1

I am trying to scrape some information from a website using BeautifulSoup and I am having huge trouble with it. I have been searching and trying to figure this out for hours now and I cannot figure it out. I am trying to scrape the title of the company from (https://www.duckduckgo.com/privacy) written with the bold red text along with the number of offers (the number at the bottom of the description). I am aware that the code is currently only looking for the "h2" and not for the paragraph and I am also aware that the exact match is a hyperlink "a" but I couldn't find a solution for searching multiple classes at once in one tag because the original classes for the hyperlink are "class="link ng-binding"" and I don't know how to reference to multiple of them at once so I am trying to point out to the single class "h2" title which contains the hyperlink itself inside of it. This is the code that I am having trouble with :

from urllib.request import urlopen
from bs4 import BeautifulSoup

# Scrape company names, offers

toScrape = "https://www.duckduckgo.com/privacy"

requestPage = urlopen(toScrape)
pageHTML = requestPage.read()
requestPage.close()

HTMLSoup = BeautifulSoup(pageHTML, 'html.parser')

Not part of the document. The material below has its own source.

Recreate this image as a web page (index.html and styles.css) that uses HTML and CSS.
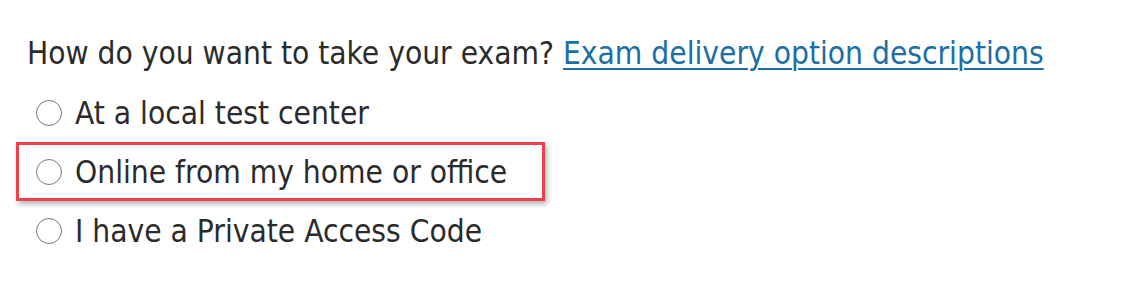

scrapedItems = HTMLSoup.find_all('h2')

CSVExport = 'ConectHeader.csv'
save = open(CSVExport, 'w')

CSVHeaders = 'Price, stock\n'

for item in scrapedItems:
    company = item.find('h2', class_="title").text
    offers = item.find('p', class_="estates-cnt").text

    save.write(company + '' + stock)

I don't get any errors or even warning in my IDE. The process finishes with exit code 0 but when I open the final .csv file it doesn't contain any information what so ever. I cannot figure out why doesn't the output get saved into the csv file. I have also tried running it through print and print returned "[]" which probably means that the problem is not directly caused by the data being saved into the csv file. Thanks for anyone for any help with this I am tearing my hair off right now because of this!

541daw35d
  • 141
  • 2
  • 12

2 Answers2

0

BeautifulSoup doesn't see dynamically rendered content, as in this case. But, there's an API you can query that returns all the data you need.

Here's how:

import time

import requests

data = requests.get(f"https://www.sreality.cz/api/cs/v2/companies?page=2&tms={int(time.time() * 1000)}").json()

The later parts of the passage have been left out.